On Monday 3 May 1598 the brother of Anne of Denmark, the Duke of Holstein, came to Gray's castle at Fowlis for dinner during his progress. Lord Gray was ordered by James VI of Scotland to meet him and escort him for six miles.

==Family==
Lord Gray married Barbara Ruthven, daughter of William Ruthven, 2nd Lord Ruthven. Their children included:
- Patrick, Master of Gray and 6th Lord Gray
- James Gray, who was gentleman of the bedchamber to king James VI. In 1591 James stole a horse belonging to James VI, and in 1593 assaulted and abducted Catherine Carnegie daughter of John Carnegie from the house of Robert Jousie in Edinburgh.
- Gilbert Gray.
- Robert Gray of Millhill.
- Andrew Gray, attended the embassy to England in 1583 and was involved with William Keith of Delny in a fight near Durham.

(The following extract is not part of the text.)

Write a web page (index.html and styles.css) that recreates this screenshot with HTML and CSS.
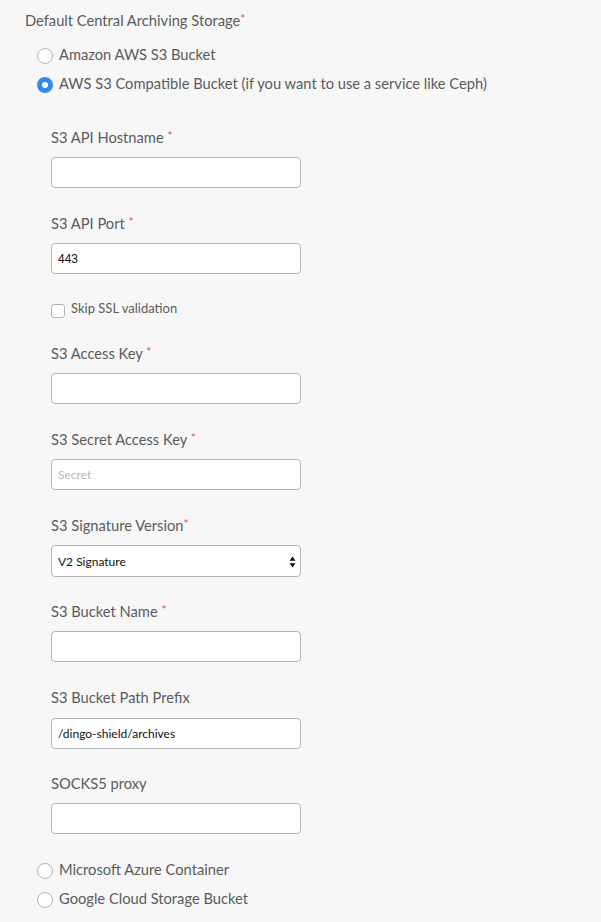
FILE: index.html
```html
<!DOCTYPE html>
<html>
<head>
<meta charset="utf-8">
<link rel="stylesheet" href="styles.css">
</head>
<body>
<div class="form">
  <div class="title">Default Central Archiving Storage<span class="req">*</span></div>
  <div class="options">
    <div class="radio-row"><span class="radio"></span><span class="opt-text">Amazon AWS S3 Bucket</span></div>
    <div class="radio-row"><span class="radio checked"></span><span class="opt-text">AWS S3 Compatible Bucket (if you want to use a service like Ceph)</span></div>
  </div>
  <div class="fields">
    <div class="field">
      <div class="label">S3 API Hostname <span class="req">*</span></div>
      <div class="input"></div>
    </div>
    <div class="field">
      <div class="label">S3 API Port <span class="req">*</span></div>
      <div class="input"><span class="val arial">443</span></div>
    </div>
    <div class="check-row"><span class="checkbox"></span><span class="check-text">Skip SSL validation</span></div>
    <div class="field">
      <div class="label">S3 Access Key <span class="req">*</span></div>
      <div class="input"></div>
    </div>
    <div class="field">
      <div class="label">S3 Secret Access Key <span class="req">*</span></div>
      <div class="input"><span class="placeholder">Secret</span></div>
    </div>
    <div class="field field-select">
      <div class="label">S3 Signature Version<span class="req">*</span></div>
      <div class="input select"><span class="val">V2 Signature</span>
        <svg class="arrows" width="7" height="12" viewBox="0 0 7 12"><path d="M3.5 0.5 L6.5 4.8 L0.5 4.8 Z" fill="#111"/><path d="M3.5 11.5 L6.5 7.2 L0.5 7.2 Z" fill="#111"/></svg>
      </div>
    </div>
    <div class="field">
      <div class="label">S3 Bucket Name <span class="req">*</span></div>
      <div class="input"></div>
    </div>
    <div class="field field-path">
      <div class="label">S3 Bucket Path Prefix</div>
      <div class="input"><span class="val">/dingo-shield/archives</span></div>
    </div>
    <div class="field">
      <div class="label">SOCKS5 proxy</div>
      <div class="input"></div>
    </div>
  </div>
  <div class="options bottom">
    <div class="radio-row"><span class="radio"></span><span class="opt-text">Microsoft Azure Container</span></div>
    <div class="radio-row"><span class="radio"></span><span class="opt-text">Google Cloud Storage Bucket</span></div>
  </div>
</div>
</body>
</html>
```
FILE: styles.css
```css
html, body {
  margin: 0;
  padding: 0;
  background: #f7f7f7;
}
body {
  font-family: "Lato", "Open Sans", sans-serif;
  color: #5b5b5b;
  width: 601px;
  height: 922px;
  overflow: hidden;
}
.form {
  padding: 10px 0 0 25px;
}
.title {
  font-size: 14.7px;
  line-height: 20px;
}
.req {
  color: #e4504c;
  font-size: 12px;
  vertical-align: top;
  line-height: 17px;
}
.options {
  margin-top: 14px;
  margin-left: 12px;
  display: flex;
  flex-direction: column;
  gap: 9px;
}
.radio-row {
  display: flex;
  align-items: center;
  height: 20px;
}
.radio {
  width: 14px;
  height: 14px;
  border: 1px solid #b4b4b4;
  border-radius: 50%;
  background: #fff;
  margin-top: 4px;
  flex: none;
  box-sizing: content-box;
}
.radio.checked {
  width: 6px;
  height: 6px;
  border: 5px solid #2f8bf0;
}
.opt-text {
  font-size: 14.7px;
  margin-left: 6px;
}
.fields {
  margin-left: 26px;
  margin-top: 34px;
  display: flex;
  flex-direction: column;
}
.field {
  margin-bottom: 25px;
}
.field-select {
  margin-bottom: 24px;
}
.field-path .label {
  margin-bottom: 11px;
}
.field-path {
  margin-bottom: 24px;
}
.label {
  font-size: 14.7px;
  line-height: 20px;
  margin-bottom: 10px;
}
.input {
  width: 242px;
  height: 29px;
  border: 1px solid #b5b5b5;
  border-radius: 4px;
  background: #fff;
  display: flex;
  align-items: center;
  padding-left: 6px;
  box-sizing: content-box;
  position: relative;
}
.input.select {
  height: 30px;
}
.val {
  font-size: 12px;
  color: #111;
}
.arial {
  font-family: "Liberation Sans", Arial, sans-serif;
}
.placeholder {
  font-size: 12px;
  color: #b8b8b8;
}
.arrows {
  position: absolute;
  right: 4px;
  top: 10px;
}
.check-row {
  display: flex;
  align-items: flex-start;
  margin-top: 1px;
  margin-bottom: 27px;
  height: 16px;
}
.checkbox {
  width: 12px;
  height: 12px;
  border: 1px solid #b5b5b5;
  border-radius: 3px;
  background: #fff;
  margin-top: 4px;
  flex: none;
}
.check-text {
  font-size: 13px;
  line-height: 16px;
  margin-left: 6px;
}
.bottom {
  margin-top: 0;
}
```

- Mary Gray, married to David Seton of Parbroath, comptroller of Scotland.
- Helen Gray, married to Sir Hugh Maxwell of Tealing.
- Isabel Gray, married, firstly to David Strachan of Carmelie, and secondly, to Sir Alexander Falconer of Halkerton.
- Elizabeth Gray, married to William Gordon of Abergeldie.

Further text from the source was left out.